Dr. Carson did not take these risks lightly. Children's lives were at stake. The trajectory of their lives rested on Dr. Carson and his team being able to make the best decision. In some cases, the risks were too high to operate and in others, the advantages outweighed the risks. So how did Dr. Carson figure out what to do when facing these complex and important decisions? He came up with a simple, but powerful decision making matrix to help inform his decision.
In essence, Dr. Carson asked four questions of himself and his team:
What's the best thing that could happen if we take the risk?
What's the worst thing that could happen if we take the risk?
What's the best thing that could happen if we don't take the risk?

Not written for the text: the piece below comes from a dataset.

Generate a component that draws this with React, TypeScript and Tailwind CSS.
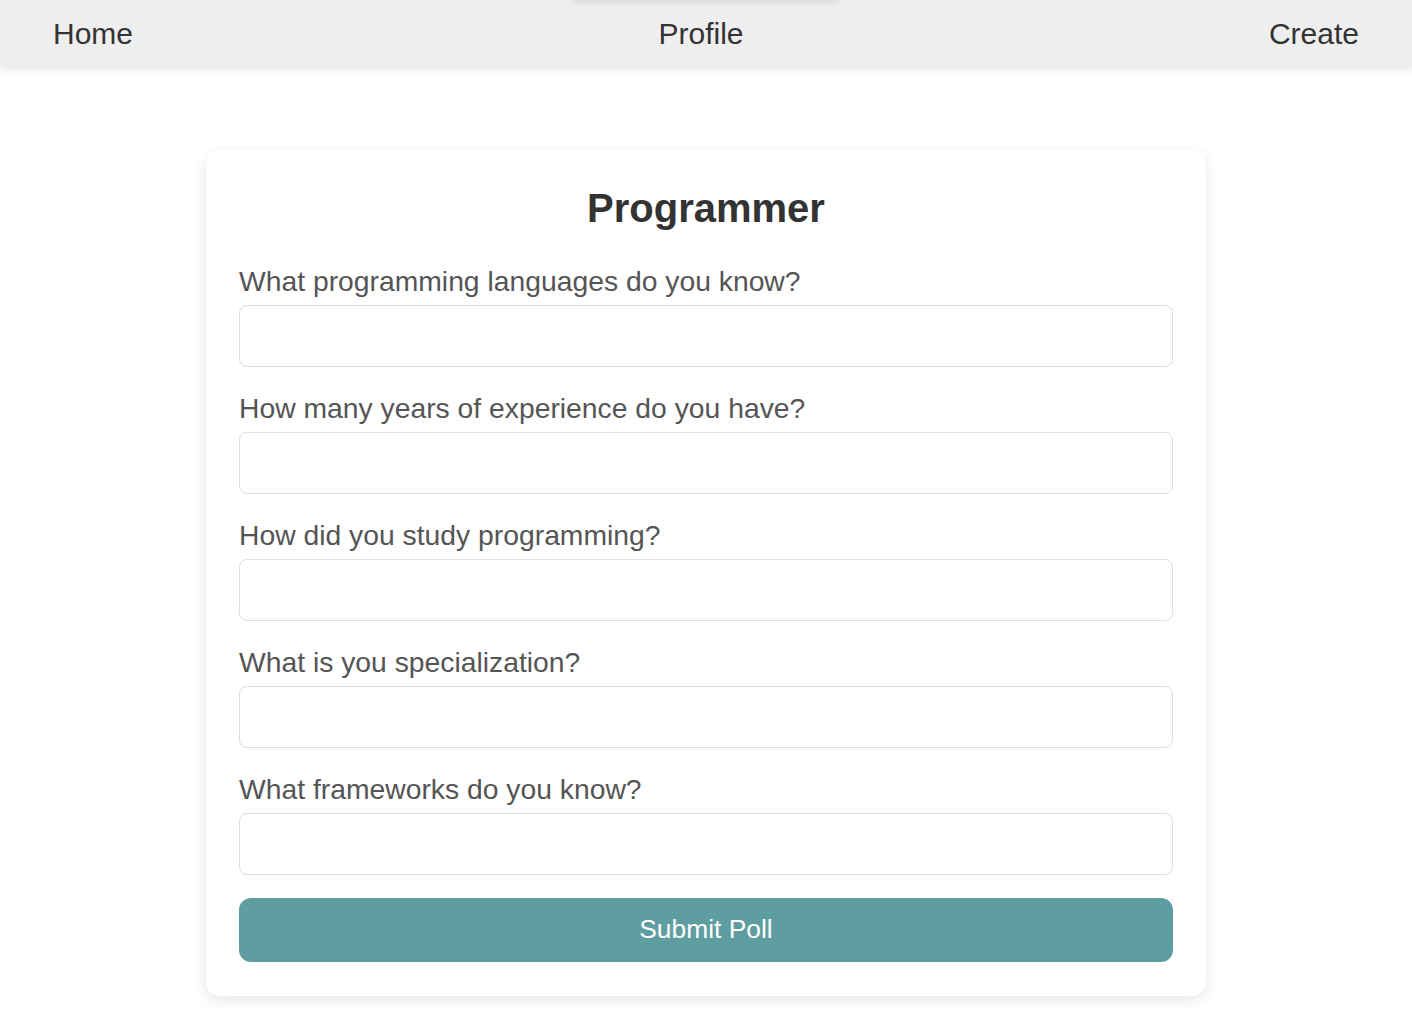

What's the worst thing that could happen if we don't take the risk?
Dr. Carson would then put these questions into a matrix. Best Case/Worst Case on the left hand side of the matrix and Take the Risk/Don't take the Risk on the top of the matrix. Then he and the team would start to put answers within the squares of the matrix. Once populated, the answers would provide thought provoking discussions on whether to proceed with an operation or not. So simple yet so powerful!
I have used this technique myself many times when faced with making critical business and personal decisions. All the variables as to whether or not one should proceed on one path or the other can be plotted on this matrix to help you make your own critical decisions. This is not an end all and be all re making those important decisions. You have your gut and your experience as well in helping you to reach a decision. But using this matrix and asking these four questions will go a long way in helping you and your team to tackle those critical business decisions that you will inevitably have to make.
Try it and let me know how it goes for you. And definitely read Dr. Carson's book. It goes into his life and career. Very inspirational.
And if you haven't done so, please subscribe to my "Ronin Leadership Podcast" on YouTube. We have over 46 videos in the podcast with more coming. Think you will like the content and learn from the many guests that I have had on the podcast.
That's it for now. Until next time!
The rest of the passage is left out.